This grouping takes places any time we meet a new person, enter a new environment, attempt to learn a new trade, etc.
Of course, it is really hard to enter a foreign interaction/setting and resist the urge to judge. It is hard to not assume things.
I think the most common example of this in practice relates to the interactions we have when we meet someone for the first time. We tend to judge others by their appearances (their race, what clothes they wear, their gender, etc.), in addition to how they act, how they speak, and what they say.
As the old mantra goes, it is probably best to flat out “avoid judging books by their covers.” But, as I have written before, I do not think “all judgement is bad.” Indeed, it is human nature to judge. Rather, I think that unfair judgement is bad. We should do our best to observe the truth and make decisions on that without skewing the results.
So is this a contradiction? Can we avoid judging while still ascertaining the truth?
I think the answer is to avoid making assumptions wherever possible. I add the addendum – wherever possible – because I do believe there are many circumstances, especially in the high-speed environment of a startup, where you do have to go with your gut. You do need some irrational conviction in an idea that you are really passionate about. And there are times where you just have to go for it – pursue your vision, take the leap of faith, etc. You do have to assume you know the outcome of a situation when reality says that you often really do not.
Those circumstances aside, I think, really, you should give your best effort to uncover the truth.
And that includes asking questions. Even obvious questions. Because the quicker you can understand context, the better. The quicker you understand the whole picture, the better decisions you can make.
I think generally, with some very real exceptions, more information leads to better decisions. The assumption here is that you can do a good job filtering and finding the truth. That being said, if you have complete information, you will find better answers.
So why does this matter?
I think we assume so many things in our daily lives…that we often glaze over the obvious questions. Further…it is not just the obvious questions…it is the semi-obvious questions that plague us.
These are the items that are *assumed* to be obviously understood by all participating parties but are clearly not.
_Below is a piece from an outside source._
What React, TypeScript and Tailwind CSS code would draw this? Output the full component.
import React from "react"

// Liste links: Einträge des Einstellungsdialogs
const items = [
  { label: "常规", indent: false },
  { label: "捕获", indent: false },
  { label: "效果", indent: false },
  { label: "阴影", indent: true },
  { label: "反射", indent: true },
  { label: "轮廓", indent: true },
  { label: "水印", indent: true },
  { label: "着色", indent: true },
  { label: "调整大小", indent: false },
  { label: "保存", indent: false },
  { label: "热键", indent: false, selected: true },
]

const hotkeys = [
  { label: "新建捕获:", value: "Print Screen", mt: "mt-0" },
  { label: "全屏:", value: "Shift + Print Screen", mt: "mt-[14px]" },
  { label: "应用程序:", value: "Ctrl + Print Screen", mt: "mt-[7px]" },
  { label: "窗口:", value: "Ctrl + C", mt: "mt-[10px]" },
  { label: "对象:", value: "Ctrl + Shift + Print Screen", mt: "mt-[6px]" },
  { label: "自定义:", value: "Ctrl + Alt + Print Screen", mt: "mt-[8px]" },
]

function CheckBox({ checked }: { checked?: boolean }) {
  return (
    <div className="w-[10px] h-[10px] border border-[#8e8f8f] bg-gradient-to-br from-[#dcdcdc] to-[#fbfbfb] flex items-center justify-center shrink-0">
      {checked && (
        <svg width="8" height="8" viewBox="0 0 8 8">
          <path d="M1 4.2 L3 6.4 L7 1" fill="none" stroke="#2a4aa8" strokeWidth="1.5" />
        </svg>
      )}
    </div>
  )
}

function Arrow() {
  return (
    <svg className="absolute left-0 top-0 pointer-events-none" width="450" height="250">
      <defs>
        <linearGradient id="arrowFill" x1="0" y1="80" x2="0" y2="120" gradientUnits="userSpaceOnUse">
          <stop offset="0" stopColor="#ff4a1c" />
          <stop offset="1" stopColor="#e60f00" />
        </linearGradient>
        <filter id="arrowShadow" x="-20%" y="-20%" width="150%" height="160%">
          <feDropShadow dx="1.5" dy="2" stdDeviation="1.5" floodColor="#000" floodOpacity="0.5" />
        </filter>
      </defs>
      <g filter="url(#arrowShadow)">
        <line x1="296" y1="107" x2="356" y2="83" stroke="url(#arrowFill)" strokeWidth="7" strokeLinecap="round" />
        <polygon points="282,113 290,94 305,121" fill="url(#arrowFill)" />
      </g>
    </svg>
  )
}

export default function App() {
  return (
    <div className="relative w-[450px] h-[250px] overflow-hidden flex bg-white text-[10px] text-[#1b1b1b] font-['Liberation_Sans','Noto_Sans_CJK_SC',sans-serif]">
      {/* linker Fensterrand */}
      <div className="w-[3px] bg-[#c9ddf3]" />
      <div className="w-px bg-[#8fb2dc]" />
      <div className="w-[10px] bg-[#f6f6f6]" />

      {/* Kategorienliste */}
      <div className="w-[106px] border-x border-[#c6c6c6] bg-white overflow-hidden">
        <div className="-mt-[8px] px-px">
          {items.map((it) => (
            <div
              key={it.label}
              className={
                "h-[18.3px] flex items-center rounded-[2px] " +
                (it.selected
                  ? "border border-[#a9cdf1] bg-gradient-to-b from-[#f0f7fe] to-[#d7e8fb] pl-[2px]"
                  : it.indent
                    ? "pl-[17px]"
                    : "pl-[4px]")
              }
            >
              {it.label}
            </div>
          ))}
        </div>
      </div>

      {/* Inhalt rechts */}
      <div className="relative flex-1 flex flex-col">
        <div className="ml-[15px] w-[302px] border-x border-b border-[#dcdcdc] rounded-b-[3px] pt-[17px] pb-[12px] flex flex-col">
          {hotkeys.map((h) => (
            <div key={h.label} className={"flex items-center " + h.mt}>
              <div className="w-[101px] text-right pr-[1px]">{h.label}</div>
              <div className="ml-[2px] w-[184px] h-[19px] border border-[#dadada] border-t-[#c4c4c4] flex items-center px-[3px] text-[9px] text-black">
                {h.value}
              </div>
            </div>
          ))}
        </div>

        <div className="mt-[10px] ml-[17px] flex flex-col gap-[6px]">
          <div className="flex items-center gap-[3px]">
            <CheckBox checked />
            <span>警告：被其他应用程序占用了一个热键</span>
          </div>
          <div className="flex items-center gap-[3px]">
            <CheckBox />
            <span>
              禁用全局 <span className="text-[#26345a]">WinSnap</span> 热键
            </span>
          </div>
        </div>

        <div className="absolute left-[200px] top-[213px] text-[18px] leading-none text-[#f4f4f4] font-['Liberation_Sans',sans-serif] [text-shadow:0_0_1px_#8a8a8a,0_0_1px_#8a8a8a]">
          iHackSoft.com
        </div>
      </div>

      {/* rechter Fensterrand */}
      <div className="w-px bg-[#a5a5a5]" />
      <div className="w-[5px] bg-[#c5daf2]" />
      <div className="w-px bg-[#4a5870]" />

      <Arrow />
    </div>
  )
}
It is like when you join a new company. You have to race quickly to try and understand complete context. This is the only way, as an intern even, that you will be able to contribute meaningfully to the team – if you make decisions without information you will likely get them wrong. This is often really hard, but still possible.
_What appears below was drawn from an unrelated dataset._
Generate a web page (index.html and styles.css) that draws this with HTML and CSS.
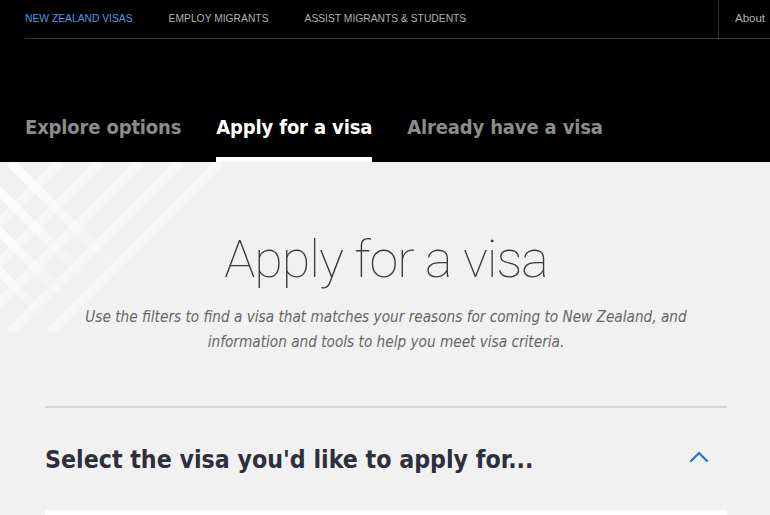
FILE: index.html
```html
<!DOCTYPE html>
<html lang="en">
<head>
<meta charset="utf-8">
<title>Apply for a visa</title>
<link rel="stylesheet" href="styles.css">
</head>
<body>
<header class="site-header">
  <div class="top-nav">
    <nav class="top-links">
      <a class="top-link active" href="#">New Zealand Visas</a>
      <a class="top-link" href="#">Employ Migrants</a>
      <a class="top-link" href="#">Assist Migrants &amp; Students</a>
    </nav>
    <div class="top-right">
      <a class="about" href="#">About</a>
    </div>
  </div>
  <nav class="tabs">
    <a class="tab" href="#">Explore options</a>
    <a class="tab current" href="#">Apply for a visa</a>
    <a class="tab" href="#">Already have a visa</a>
  </nav>
</header>
<main class="page">
  <svg class="pattern" width="260" height="170" viewBox="0 0 260 170" aria-hidden="true">
    <defs>
      <linearGradient id="fade" x1="0" y1="0" x2="1" y2="1">
        <stop offset="0" stop-color="#fff" stop-opacity="0.8"/>
        <stop offset="0.75" stop-color="#fff" stop-opacity="0.18"/>
        <stop offset="1" stop-color="#fff" stop-opacity="0"/>
      </linearGradient>
    </defs>
    <g stroke="url(#fade)" stroke-width="9" fill="none">
      <line x1="60" y1="0" x2="-110" y2="170"/>
      <line x1="100" y1="0" x2="-70" y2="170"/>
      <line x1="140" y1="0" x2="-30" y2="170"/>
      <line x1="180" y1="0" x2="10" y2="170"/>
      <line x1="220" y1="0" x2="50" y2="170"/>
      <line x1="-10" y1="20" x2="100" y2="130"/>
      <line x1="-10" y1="60" x2="70" y2="140"/>
      <line x1="10" y1="0" x2="130" y2="120"/>
      <line x1="-10" y1="100" x2="50" y2="160"/>
    </g>
  </svg>
  <section class="intro">
    <h1 class="title">Apply for a visa</h1>
    <p class="lead">Use the filters to find a visa that matches your reasons for coming to New Zealand, and information and tools to help you meet visa criteria.</p>
  </section>
  <section class="selector">
    <div class="selector-head">
      <h2 class="selector-title">Select the visa you'd like to apply for...</h2>
      <svg class="chevron" width="20" height="12" viewBox="0 0 20 12" aria-hidden="true">
        <path d="M2 10 L10 2 L18 10" fill="none" stroke="#2a7bc4" stroke-width="2.4" stroke-linecap="round" stroke-linejoin="round"/>
      </svg>
    </div>
    <div class="selector-box"></div>
  </section>
</main>
</body>
</html>
```
FILE: styles.css
```css
* { box-sizing: border-box; }
html, body { margin: 0; padding: 0; }
body {
  background: #f1f1f1;
  font-family: "DejaVu Sans Condensed", "DejaVu Sans", sans-serif;
  color: #2d2f38;
  overflow: hidden;
}
a { text-decoration: none; }

.site-header { background: #000; }

.top-nav {
  margin-left: 25px;
  height: 39px;
  display: flex;
  justify-content: space-between;
  border-bottom: 1px solid #3a3a3a;
}
.top-links { display: flex; align-items: center; gap: 36px; padding-bottom: 2px; }
.top-link {
  font-family: "Liberation Sans", sans-serif;
  font-size: 10.3px;
  text-transform: uppercase;
  color: #b0b0b0;
}
.top-link.active { color: #4a9be6; }
.top-right {
  display: flex;
  align-items: center;
  border-left: 1px solid #333;
  padding-left: 16px;
  padding-bottom: 2px;
  width: 52px;
}
.about {
  font-family: "Liberation Sans", sans-serif;
  font-size: 11.5px;
  color: #b0b0b0;
}

.tabs {
  display: flex;
  gap: 35px;
  padding: 0 0 0 25px;
  height: 123px;
  align-items: flex-end;
}
.tab {
  font-size: 20px;
  letter-spacing: -0.15px;
  font-weight: bold;
  color: #8c8c8c;
  padding-bottom: 18px;
  border-bottom: 5px solid transparent;
  line-height: 24px;
}
.tab.current { color: #fff; border-bottom-color: #fff; }

.page {
  position: relative;
  padding: 0 43px 0 45px;
}
.pattern { position: absolute; left: 0; top: 0; }

.intro {
  position: relative;
  text-align: center;
  padding-top: 66px;
  padding-bottom: 51px;
  border-bottom: 2px solid #d6d6d6;
}
.title {
  margin: 0;
  font-family: "Roboto", sans-serif;
  font-weight: 100;
  font-size: 52px;
  line-height: 64px;
  color: #3a3a3a;
  letter-spacing: -1px;
}
.lead {
  margin: 13px auto 0;
  max-width: 640px;
  font-style: italic;
  font-size: 15.2px;
  line-height: 25px;
  color: #666;
}

.selector-head {
  display: flex;
  justify-content: space-between;
  padding: 37px 18px 0 0;
  height: 102px;
}
.selector-title {
  margin: 0;
  font-size: 24.7px;
  font-weight: bold;
  color: #2d2f3b;
}
.chevron { margin-top: 6px; }
.selector-box {
  background: #fff;
  height: 60px;
}
```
And it is really only possible if you come in without bad assumptions. Or if you have assumptions, to be clear that you are willing to divorce them to learn the truth.
You have surely been in a situation where people are referencing something you know you should know but you still do not. You could have avoided this problem by asking a question a few weeks ago, but now you will look silly not having asked it earlier.
The same is true in the opposite scenario.
You have someone new on your team and you are making references to things they likely do not understand. Lots of people will nod, pretending to accept information like they already know it. There is a high chance they do not.
That is why acronyms suck. That is why holding on to too much undocumented tribal knowledge can be so dangerous to companies. As you scale, it becomes increasingly harder for people to onboard. There is more information for people to process and gain proper context on.
I think this problem is rooted in assumptions.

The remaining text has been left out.